Now it appears that presidential partisans are fighting back. According to Robert Novak, "Analysts at the Republican National Committee (RNC) have sent this warning to the House of Representatives: the party is in danger of losing 25 seats in the 2006 election and, therefore, of losing control of the House for the first time since the 1994 election." Given the fact that in the first two months of the year, Ken Mehlman's RNC has out-raised Howard Dean's DNC by $21 million to $9 million, this RNC memo reads more like a threat than a "heads up," no?

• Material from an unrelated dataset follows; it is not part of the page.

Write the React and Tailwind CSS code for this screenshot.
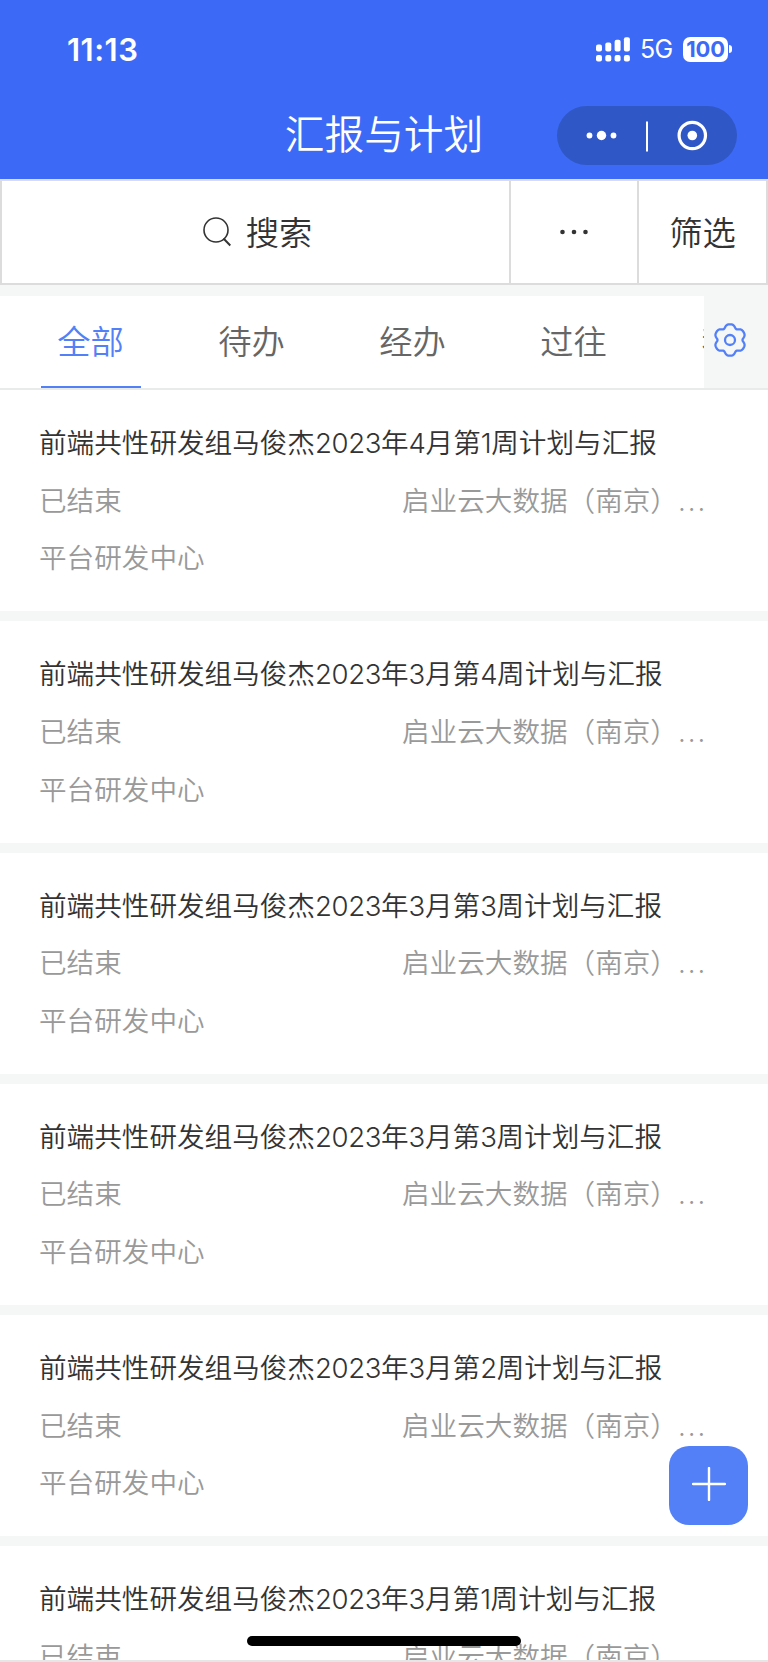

A NEW DEPARTURE FOR THE White House in its Social Security campaign might be to begin attacking Congress as a do-nothing body populated by self-interest career politicians who are, in real time, shirking their responsibilities. President Bush could easily convince Americans that Congress has its priorities out-of-whack. Example? While half of Congress refuses even to admit Social Security faces financial problems, they wasted the nation's time last week obsessing about Jose Canseco's book and steroids in baseball.
One high-level Capitol Hill staffer, whose boss vocally supports personal retirement accounts, agrees. "Most of the members [of Congress] have found the carrot unappetizing," he told me on the condition of anonymity. "The White House should see how they like the stick."
Patrick Hynes is a Republican consultant and a freelance writer. He is the proprietor of the site Anklebitingpundits.com
Excellent article.
The Congcritters are more worried about Schiavo and Steroids than Illegal Immigration, SS, IRS and Taxes, etc, etc.
Pretty damn pathetic.
The president, and/or his supporters, needs to start making the point EVERY day that members of Congress do NOT participate in Soc Sec..Let the American people start to connect the dots for themselves..IOW, if SS is so freaking wonderful, why does Congress put their retirement money somewhere else.. BTW, wasn't one of the points in the Contract with America that Congress would never exempt itself from the laws it passed?..hmmm..
AARP is another source of misinformation. Their ads are ridiculous and make me wonder whether the powers that be in that organization are themselves suffering from senile dementia.
The SocSecurity message should be simple:
- on face value, the government "prints money" - but what it actually prints is dollars - and dollars - or anything else - are useful as money only if they are scarce. At the end of the 1970s we got a whiff of what happens when dollars become plentiful - they become less valuable.
- so the government gets its money from taxes. Taxes - even taxes "targeted on 'the rich'," - aren't a free lunch for society. Because as the experience of the end of the 1970s showed, high taxes can "price themselves out of the market" - suppressing the economy and throttling government revenue in the process.
- so while any individual can invest by lending money to the government, society as a whole cannot do so on a massive scale. No individual can invest by lending money to himself - and the government can't invest by lending to itself. Yet that is precisely what the bonds - the government obligations - in the "Social Security Trust Fund" purport to represent.
- The "Social Security Trust Fund" is not an investment vehicle but a bluff; the numbers entered into it could be raised or lowered at will by the government, and that would have no economic effect whatsoever. The Social Security FICA tax, a.k.a. "the payroll tax," is simply a tax. Most of it goes to fund present retiree's Social Security, and the government spends the rest and still has a current-accounts deficit.
- It is never too soon to stop doing something stupid, and allowing the government to make sham "investments" running into the trillions of dollars is downright silly. The only way to stop doing that is either to repeal the FICA tax or to divert its revenue into private (yes, "risky") accounts. You can say all you want about the risk of private investment, but at least there is opportunity there. The "safe" government bond will not help our grandchildren fund our children's Social Security at all. The SSTF is a bluff and nothing more.